I think it's just changing tastes and marketing.
I have a collection of vintage Highland Dress catalogues and statements like this are seen in some of the earlier ones:
"The dyes used by the Highlanders in colouring their tartans were produced from lichen roots and Highland plants, the colours so produced being mellower and more lasting than the somewhat harsh tints of 19th-century aniline dyes...it has now become possible to reproduce with a certain new process the old light and delicate shades yielded by the vegetable dyes which often disclose unsuspected beauties in the design of tartans which have appeared commonplace when manufactured with ordinary aniline dyes...
Indeed this type of tartan has deservedly become exceedingly popular…." (1936)
So in the 1930s the so-called "ancient" colourway was becoming "exceedingly popular" though I don't think it had all that much to do with actually recreating the original appearance of 18th century tartan.

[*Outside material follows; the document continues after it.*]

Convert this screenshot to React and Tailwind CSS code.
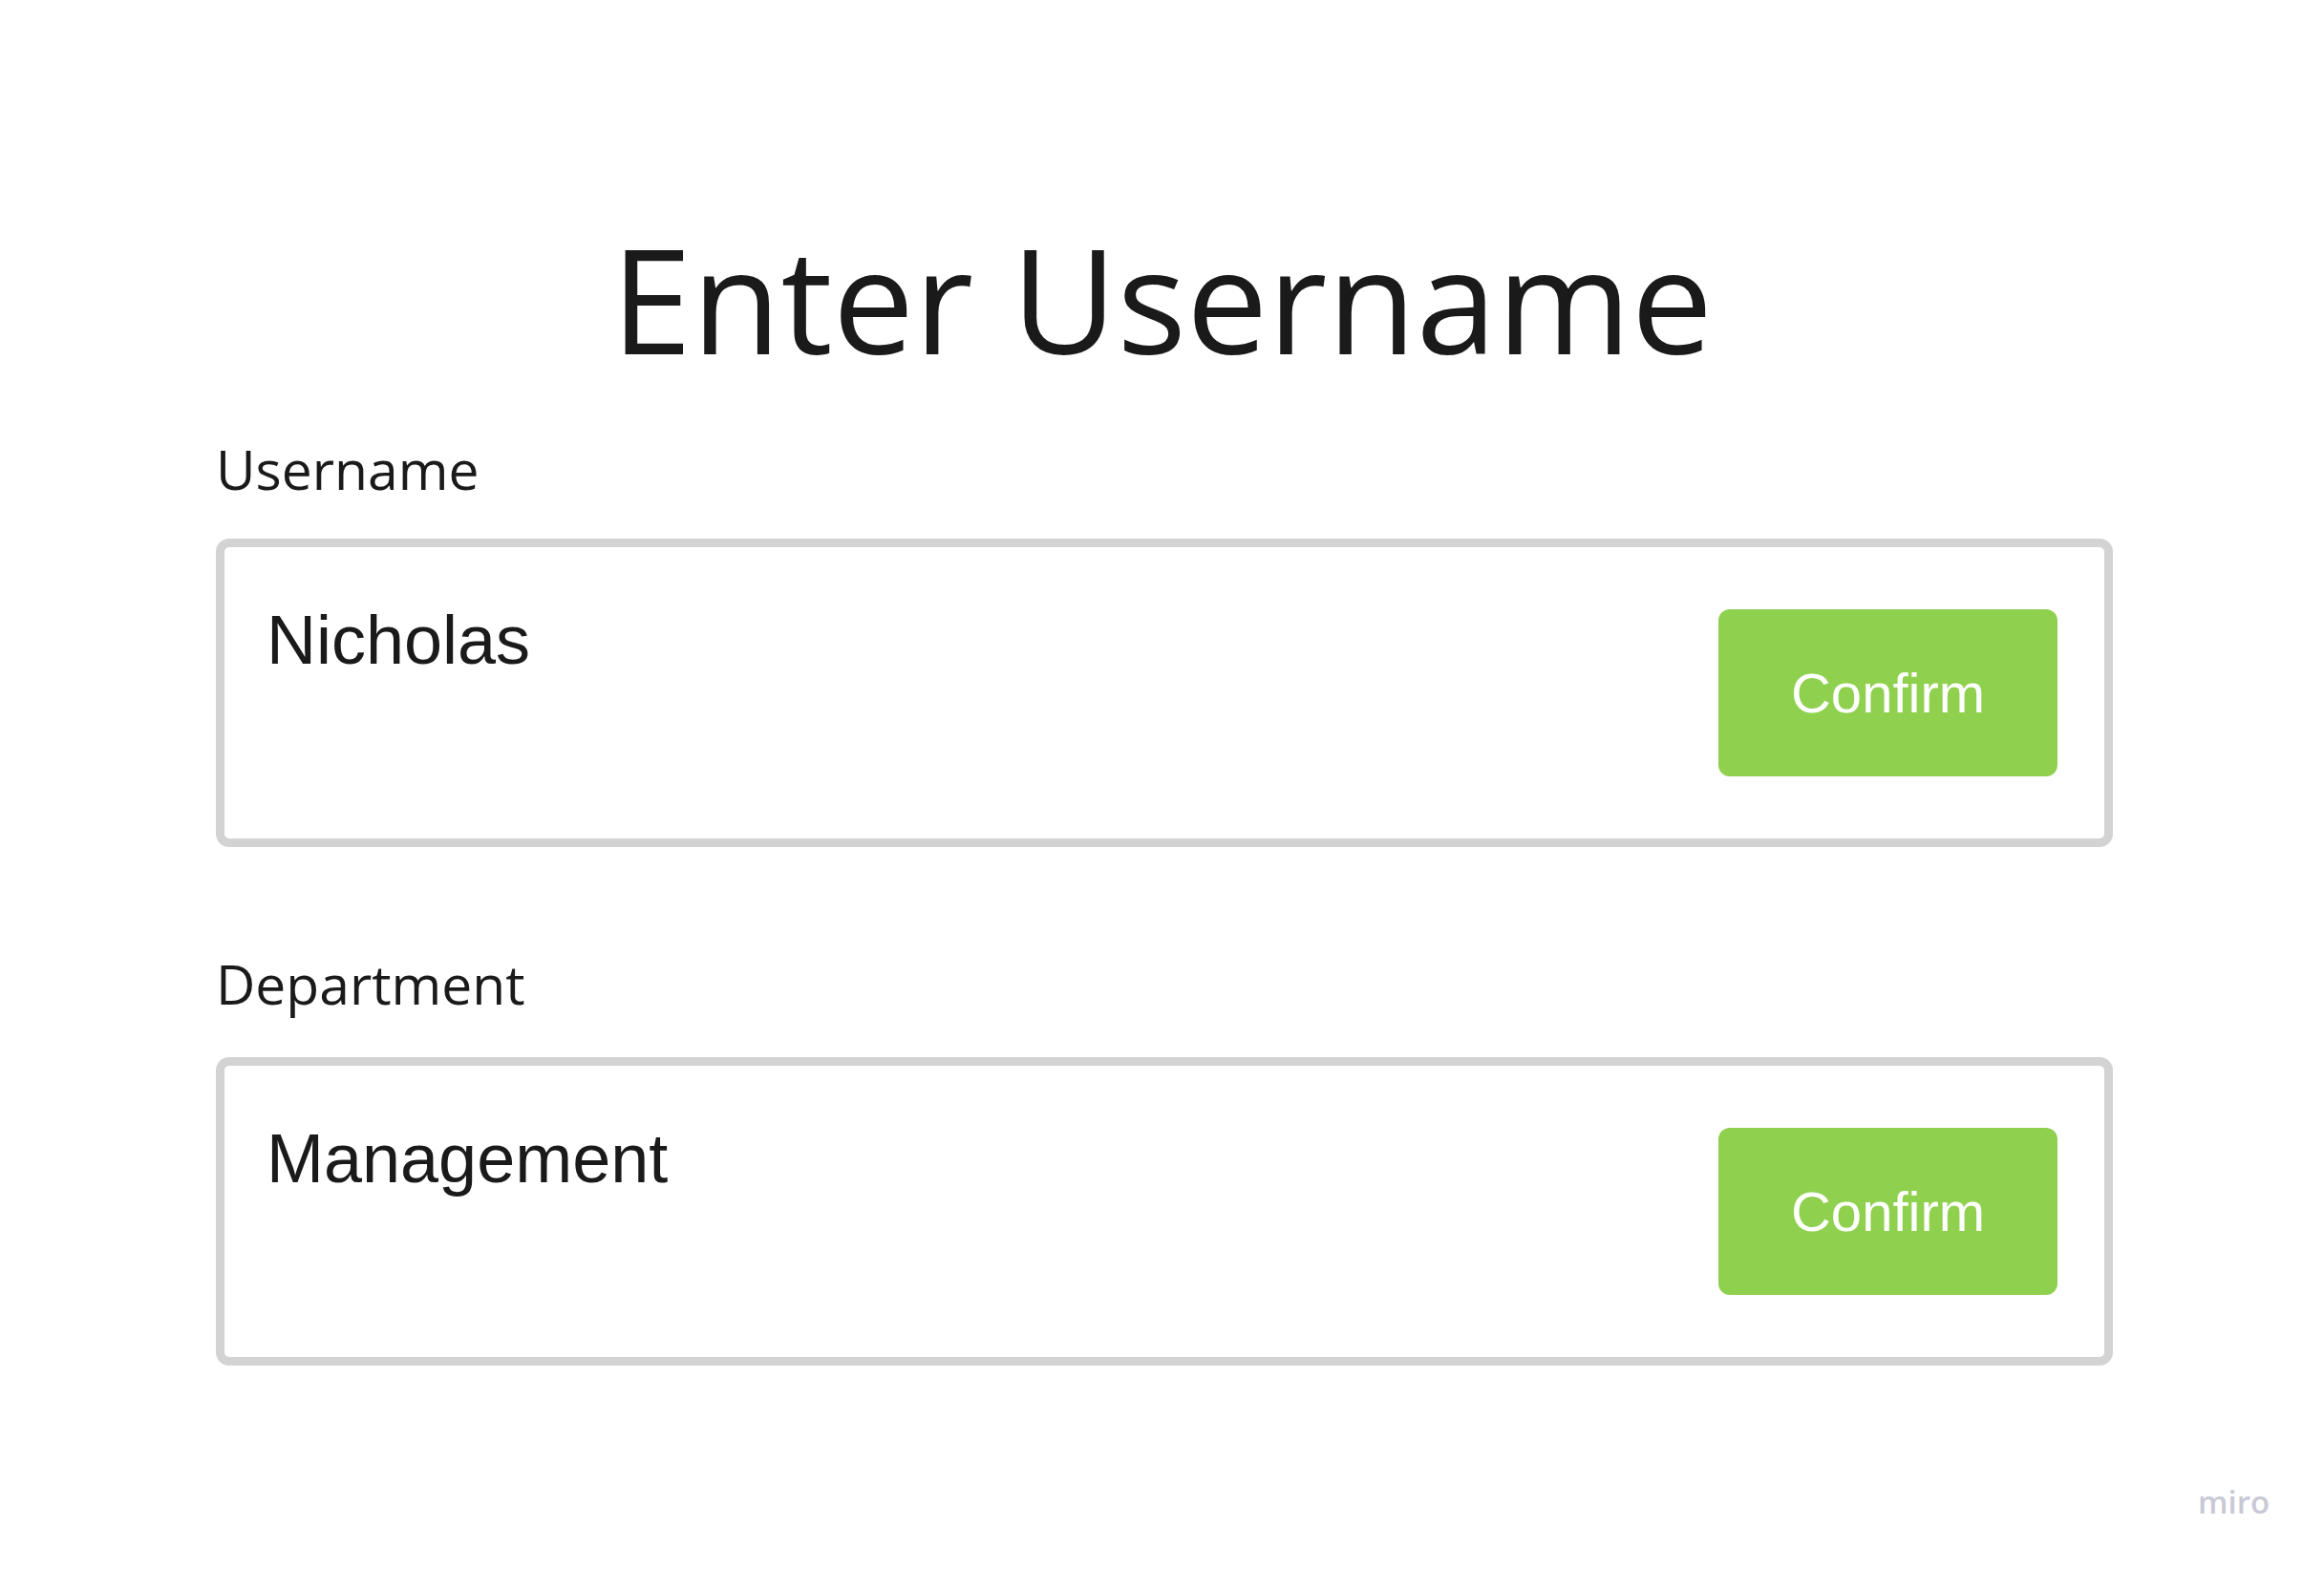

Then in the 1940s Dalgleish came out with their "reproduction" colourway which supposedly recreated the look of tartan buried for 200 years in a peat bog or something. Once again I think it was about marketing more tartan rather than historical accuracy. Lochcarron named their version "weathered" colours.
House Of Edgar has their "muted" colourway which is quite lovely and transforms yet again the appearance of familiar tartans.
Perhaps the most recent iteration of this process has been the sudden (and to me inexplicable) popularity of grey-scale tartans. Seemed for a while all the kilt hire shops had "grey this" and "grey that". Tartan has always been about celebrating colour- why suck all the colour out of it?